:: DATA BLOCK ::
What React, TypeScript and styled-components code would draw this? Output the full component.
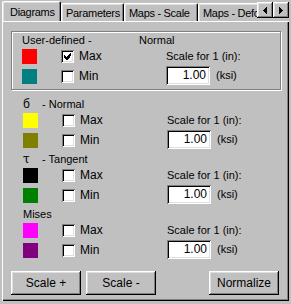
import React from "react";
import styled, {createGlobalStyle} from "styled-components";

const GlobalStyle = createGlobalStyle`
  html, body {
    margin: 0;
    padding: 0;
    background: #c0c0c0;
  }
  body {
    font-family: "Liberation Sans", Arial, sans-serif;
    font-size: 11px;
    color: #000;
  }
`;

const raised = `
  box-shadow: inset -1px -1px #000, inset 1px 1px #fff, inset -2px -2px #808080, inset 2px 2px #dfdfdf;
`;

const sunken = `
  box-shadow: inset 1px 1px #808080, inset -1px -1px #fff, inset 2px 2px #000, inset -2px -2px #dfdfdf;
`;

const Window = styled.div`
  width: 291px;
  height: 304px;
  background: #c0c0c0;
  overflow: hidden;
  line-height: 13px;
`;

const TabStrip = styled.div`
  display: flex;
  align-items: flex-start;
  height: 21px;
  padding-left: 2px;
  position: relative;
  z-index: 1;
`;

const Tabs = styled.div`
  flex: 1;
  min-width: 0;
  display: flex;
  align-items: flex-end;
  height: 21px;
  overflow: hidden;
`;

const Tab = styled.div<{ $active?: boolean; $w?: number }>`
  flex: none;
  box-sizing: border-box;
  width: ${p => (p.$w ? `${p.$w}px` : "auto")};
  height: ${p => (p.$active ? "21px" : "18px")};
  margin-bottom: ${p => (p.$active ? "-1px" : "0")};
  padding: ${p => (p.$active ? "4px 0 0 7px" : "3px 0 0 4px")};
  background: #c0c0c0;
  border-top: 1px solid #fff;
  border-left: 1px solid #fff;
  border-right: 1px solid #000;
  border-radius: 2px 2px 0 0;
  box-shadow: inset -1px 0 #808080, inset 1px 1px #dfdfdf;
  white-space: nowrap;
  overflow: hidden;
  letter-spacing: -0.3px;
`;

const Arrows = styled.div`
  flex: none;
  display: flex;
  margin: 2px 2px 0 0;
`;

const ArrowButton = styled.div`
  width: 16px;
  height: 16px;
  display: flex;
  align-items: center;
  justify-content: center;
  background: #c0c0c0;
  ${raised}
`;

const Panel = styled.div`
  box-sizing: border-box;
  width: 287px;
  height: 280px;
  margin-left: 2px;
  padding: 10px 9px 0 9px;
  box-shadow: inset 1px 1px #fff, inset -1px -1px #000, inset -2px -2px #808080;
`;

const Section = styled.div<{ $boxed?: boolean }>`
  display: grid;
  grid-template-columns: 39px 105px auto;
  grid-template-rows: 15px 20px 20px;
  padding: ${p => (p.$boxed ? "2px 10px 0 10px" : "0 12px")};
  margin-bottom: ${p => (p.$boxed ? "8px" : "0")};
  width: 270px;
  box-sizing: border-box;
  border: ${p => (p.$boxed ? "1px solid #808080" : "none")};
  box-shadow: ${p => (p.$boxed ? "1px 1px #fff, inset 1px 1px #fff" : "none")};
  height: ${p => (p.$boxed ? "59px" : "55px")};
`;

const Title = styled.div`
  grid-column: 1 / 4;
  display: flex;
  white-space: nowrap;
`;

const Lead = styled.span<{ $w: number }>`
  width: ${p => p.$w}px;
  flex: none;
`;

const Greek = styled.span<{ $serif?: boolean }>`
  font-family: ${p => (p.$serif ? `"DejaVu Serif", serif` : `"Liberation Sans", sans-serif`)};
  font-size: 12px;
`;

const Swatch = styled.div<{ $color: string }>`
  width: 15px;
  height: 15px;
  background: ${p => p.$color};
`;

const CheckRow = styled.label`
  display: flex;
  align-items: flex-start;
  gap: 5px;
  padding-top: 1px;
`;

const Box = styled.span`
  width: 13px;
  height: 13px;
  box-sizing: border-box;
  background: #fff;
  display: flex;
  align-items: center;
  justify-content: center;
  ${sunken}
`;

const CheckText = styled.span`
  font-size: 12px;
  line-height: 13px;
`;

const ScaleCol = styled.div`
  grid-column: 3;
  grid-row: 2 / 4;
  display: flex;
  flex-direction: column;
  justify-content: flex-end;
  padding-bottom: 4px;
`;

const ScaleLabel = styled.div`
  margin-bottom: 3px;
  white-space: nowrap;
`;

const InputRow = styled.div`
  display: flex;
  align-items: center;
  gap: 6px;
`;

const NumberBox = styled.div`
  width: 44px;
  height: 19px;
  box-sizing: border-box;
  background: #fff;
  text-align: right;
  padding: 3px 4px 0 0;
  font-size: 12px;
  ${sunken}
`;

const ButtonBar = styled.div`
  display: flex;
  margin-top: 8px;
  gap: 5px;
`;

const Button = styled.div<{ $push?: boolean }>`
  width: 70px;
  height: 24px;
  display: flex;
  align-items: center;
  justify-content: center;
  font-size: 12px;
  margin-left: ${p => (p.$push ? "auto" : "0")};
  margin-right: ${p => (p.$push ? "1px" : "0")};
  ${raised}
`;

const CheckMark = () => (
    <svg width="7" height="7" viewBox="0 0 7 7" shapeRendering="crispEdges">
        <path d="M6 0h1v3h-1zM5 1h1v4h-1zM4 2h1v4h-1zM3 3h1v4h-1zM2 4h1v3h-1zM1 3h1v3h-1zM0 2h1v3h-1z" fill="#000"/>
    </svg>
);

const Check: React.FC<{ label: string; checked?: boolean }> = ({label, checked}) => (
    <CheckRow>
        <Box>{checked && <CheckMark/>}</Box>
        <CheckText>{label}</CheckText>
    </CheckRow>
);

const Arrow: React.FC<{ left?: boolean }> = ({left}) => (
    <svg width="4" height="7" viewBox="0 0 4 7" shapeRendering="crispEdges">
        <path d={left ? "M0 3h1v1h-1zM1 2h1v3h-1zM2 1h1v5h-1zM3 0h1v7h-1z" : "M3 3h1v1h-1zM2 2h1v3h-1zM1 1h1v5h-1zM0 0h1v7h-1z"} fill="#000"/>
    </svg>
);

type Group = {
    title: React.ReactNode;
    colors: [string, string];
    boxed?: boolean;
    maxChecked?: boolean;
};

const groups: Group[] = [
    {title: <><Lead $w={117}>User-defined -</Lead><span>Normal</span></>, colors: ["#ff0000", "#008080"], boxed: true, maxChecked: true},
    {title: <><Lead $w={19}><Greek>б</Greek></Lead><span>- Normal</span></>, colors: ["#ffff00", "#808000"]},
    {title: <><Lead $w={19}><Greek $serif>τ</Greek></Lead><span>- Tangent</span></>, colors: ["#000000", "#008000"]},
    {title: <span>Mises</span>, colors: ["#ff00ff", "#800080"]},
];

export default function App() {
    return (
        <Window>
            <GlobalStyle/>
            <TabStrip>
                <Tabs>
                    <Tab $active $w={59}>Diagrams</Tab>
                    <Tab $w={63}>Parameters</Tab>
                    <Tab $w={74}>Maps - Scale</Tab>
                    <Tab $w={110}>Maps - Deformation</Tab>
                </Tabs>
                <Arrows>
                    <ArrowButton><Arrow left/></ArrowButton>
                    <ArrowButton><Arrow/></ArrowButton>
                </Arrows>
            </TabStrip>
            <Panel>
                {groups.map((g, i) => (
                    <Section key={i} $boxed={g.boxed}>
                        <Title>{g.title}</Title>
                        <Swatch $color={g.colors[0]}/>
                        <Check label="Max" checked={g.maxChecked}/>
                        <ScaleCol>
                            <ScaleLabel>Scale for 1 (in):</ScaleLabel>
                            <InputRow>
                                <NumberBox>1.00</NumberBox>
                                <span>(ksi)</span>
                            </InputRow>
                        </ScaleCol>
                        <Swatch $color={g.colors[1]}/>
                        <Check label="Min"/>
                    </Section>
                ))}
                <ButtonBar>
                    <Button>Scale +</Button>
                    <Button>Scale -</Button>
                    <Button $push>Normalize</Button>
                </ButtonBar>
            </Panel>
        </Window>
    );
}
:::
PROBLEM DETAILS>
Transcribe the material exactly, keeping every word and none of the pictures.

FINISHED EXERCISE>
What React, TypeScript and styled-components code would draw this? Output the full component.
import React from "react";
import styled, {createGlobalStyle} from "styled-components";

const GlobalStyle = createGlobalStyle`
  html, body {
    margin: 0;
    padding: 0;
    background: #c0c0c0;
  }
  body {
    font-family: "Liberation Sans", Arial, sans-serif;
    font-size: 11px;
    color: #000;
  }
`;

const raised = `
  box-shadow: inset -1px -1px #000, inset 1px 1px #fff, inset -2px -2px #808080, inset 2px 2px #dfdfdf;
`;

const sunken = `
  box-shadow: inset 1px 1px #808080, inset -1px -1px #fff, inset 2px 2px #000, inset -2px -2px #dfdfdf;
`;

const Window = styled.div`
  width: 291px;
  height: 304px;
  background: #c0c0c0;
  overflow: hidden;
  line-height: 13px;
`;

const TabStrip = styled.div`
  display: flex;
  align-items: flex-start;
  height: 21px;
  padding-left: 2px;
  position: relative;
  z-index: 1;
`;

const Tabs = styled.div`
  flex: 1;
  min-width: 0;
  display: flex;
  align-items: flex-end;
  height: 21px;
  overflow: hidden;
`;

const Tab = styled.div<{ $active?: boolean; $w?: number }>`
  flex: none;
  box-sizing: border-box;
  width: ${p => (p.$w ? `${p.$w}px` : "auto")};
  height: ${p => (p.$active ? "21px" : "18px")};
  margin-bottom: ${p => (p.$active ? "-1px" : "0")};
  padding: ${p => (p.$active ? "4px 0 0 7px" : "3px 0 0 4px")};
  background: #c0c0c0;
  border-top: 1px solid #fff;
  border-left: 1px solid #fff;
  border-right: 1px solid #000;
  border-radius: 2px 2px 0 0;
  box-shadow: inset -1px 0 #808080, inset 1px 1px #dfdfdf;
  white-space: nowrap;
  overflow: hidden;
  letter-spacing: -0.3px;
`;

const Arrows = styled.div`
  flex: none;
  display: flex;
  margin: 2px 2px 0 0;
`;

const ArrowButton = styled.div`
  width: 16px;
  height: 16px;
  display: flex;
  align-items: center;
  justify-content: center;
  background: #c0c0c0;
  ${raised}
`;

const Panel = styled.div`
  box-sizing: border-box;
  width: 287px;
  height: 280px;
  margin-left: 2px;
  padding: 10px 9px 0 9px;
  box-shadow: inset 1px 1px #fff, inset -1px -1px #000, inset -2px -2px #808080;
`;

const Section = styled.div<{ $boxed?: boolean }>`
  display: grid;
  grid-template-columns: 39px 105px auto;
  grid-template-rows: 15px 20px 20px;
  padding: ${p => (p.$boxed ? "2px 10px 0 10px" : "0 12px")};
  margin-bottom: ${p => (p.$boxed ? "8px" : "0")};
  width: 270px;
  box-sizing: border-box;
  border: ${p => (p.$boxed ? "1px solid #808080" : "none")};
  box-shadow: ${p => (p.$boxed ? "1px 1px #fff, inset 1px 1px #fff" : "none")};
  height: ${p => (p.$boxed ? "59px" : "55px")};
`;

const Title = styled.div`
  grid-column: 1 / 4;
  display: flex;
  white-space: nowrap;
`;

const Lead = styled.span<{ $w: number }>`
  width: ${p => p.$w}px;
  flex: none;
`;

const Greek = styled.span<{ $serif?: boolean }>`
  font-family: ${p => (p.$serif ? `"DejaVu Serif", serif` : `"Liberation Sans", sans-serif`)};
  font-size: 12px;
`;

const Swatch = styled.div<{ $color: string }>`
  width: 15px;
  height: 15px;
  background: ${p => p.$color};
`;

const CheckRow = styled.label`
  display: flex;
  align-items: flex-start;
  gap: 5px;
  padding-top: 1px;
`;

const Box = styled.span`
  width: 13px;
  height: 13px;
  box-sizing: border-box;
  background: #fff;
  display: flex;
  align-items: center;
  justify-content: center;
  ${sunken}
`;

const CheckText = styled.span`
  font-size: 12px;
  line-height: 13px;
`;

const ScaleCol = styled.div`
  grid-column: 3;
  grid-row: 2 / 4;
  display: flex;
  flex-direction: column;
  justify-content: flex-end;
  padding-bottom: 4px;
`;

const ScaleLabel = styled.div`
  margin-bottom: 3px;
  white-space: nowrap;
`;

const InputRow = styled.div`
  display: flex;
  align-items: center;
  gap: 6px;
`;

const NumberBox = styled.div`
  width: 44px;
  height: 19px;
  box-sizing: border-box;
  background: #fff;
  text-align: right;
  padding: 3px 4px 0 0;
  font-size: 12px;
  ${sunken}
`;

const ButtonBar = styled.div`
  display: flex;
  margin-top: 8px;
  gap: 5px;
`;

const Button = styled.div<{ $push?: boolean }>`
  width: 70px;
  height: 24px;
  display: flex;
  align-items: center;
  justify-content: center;
  font-size: 12px;
  margin-left: ${p => (p.$push ? "auto" : "0")};
  margin-right: ${p => (p.$push ? "1px" : "0")};
  ${raised}
`;

const CheckMark = () => (
    <svg width="7" height="7" viewBox="0 0 7 7" shapeRendering="crispEdges">
        <path d="M6 0h1v3h-1zM5 1h1v4h-1zM4 2h1v4h-1zM3 3h1v4h-1zM2 4h1v3h-1zM1 3h1v3h-1zM0 2h1v3h-1z" fill="#000"/>
    </svg>
);

const Check: React.FC<{ label: string; checked?: boolean }> = ({label, checked}) => (
    <CheckRow>
        <Box>{checked && <CheckMark/>}</Box>
        <CheckText>{label}</CheckText>
    </CheckRow>
);

const Arrow: React.FC<{ left?: boolean }> = ({left}) => (
    <svg width="4" height="7" viewBox="0 0 4 7" shapeRendering="crispEdges">
        <path d={left ? "M0 3h1v1h-1zM1 2h1v3h-1zM2 1h1v5h-1zM3 0h1v7h-1z" : "M3 3h1v1h-1zM2 2h1v3h-1zM1 1h1v5h-1zM0 0h1v7h-1z"} fill="#000"/>
    </svg>
);

type Group = {
    title: React.ReactNode;
    colors: [string, string];
    boxed?: boolean;
    maxChecked?: boolean;
};

const groups: Group[] = [
    {title: <><Lead $w={117}>User-defined -</Lead><span>Normal</span></>, colors: ["#ff0000", "#008080"], boxed: true, maxChecked: true},
    {title: <><Lead $w={19}><Greek>б</Greek></Lead><span>- Normal</span></>, colors: ["#ffff00", "#808000"]},
    {title: <><Lead $w={19}><Greek $serif>τ</Greek></Lead><span>- Tangent</span></>, colors: ["#000000", "#008000"]},
    {title: <span>Mises</span>, colors: ["#ff00ff", "#800080"]},
];

export default function App() {
    return (
        <Window>
            <GlobalStyle/>
            <TabStrip>
                <Tabs>
                    <Tab $active $w={59}>Diagrams</Tab>
                    <Tab $w={63}>Parameters</Tab>
                    <Tab $w={74}>Maps - Scale</Tab>
                    <Tab $w={110}>Maps - Deformation</Tab>
                </Tabs>
                <Arrows>
                    <ArrowButton><Arrow left/></ArrowButton>
                    <ArrowButton><Arrow/></ArrowButton>
                </Arrows>
            </TabStrip>
            <Panel>
                {groups.map((g, i) => (
                    <Section key={i} $boxed={g.boxed}>
                        <Title>{g.title}</Title>
                        <Swatch $color={g.colors[0]}/>
                        <Check label="Max" checked={g.maxChecked}/>
                        <ScaleCol>
                            <ScaleLabel>Scale for 1 (in):</ScaleLabel>
                            <InputRow>
                                <NumberBox>1.00</NumberBox>
                                <span>(ksi)</span>
                            </InputRow>
                        </ScaleCol>
                        <Swatch $color={g.colors[1]}/>
                        <Check label="Min"/>
                    </Section>
                ))}
                <ButtonBar>
                    <Button>Scale +</Button>
                    <Button>Scale -</Button>
                    <Button $push>Normalize</Button>
                </ButtonBar>
            </Panel>
        </Window>
    );
}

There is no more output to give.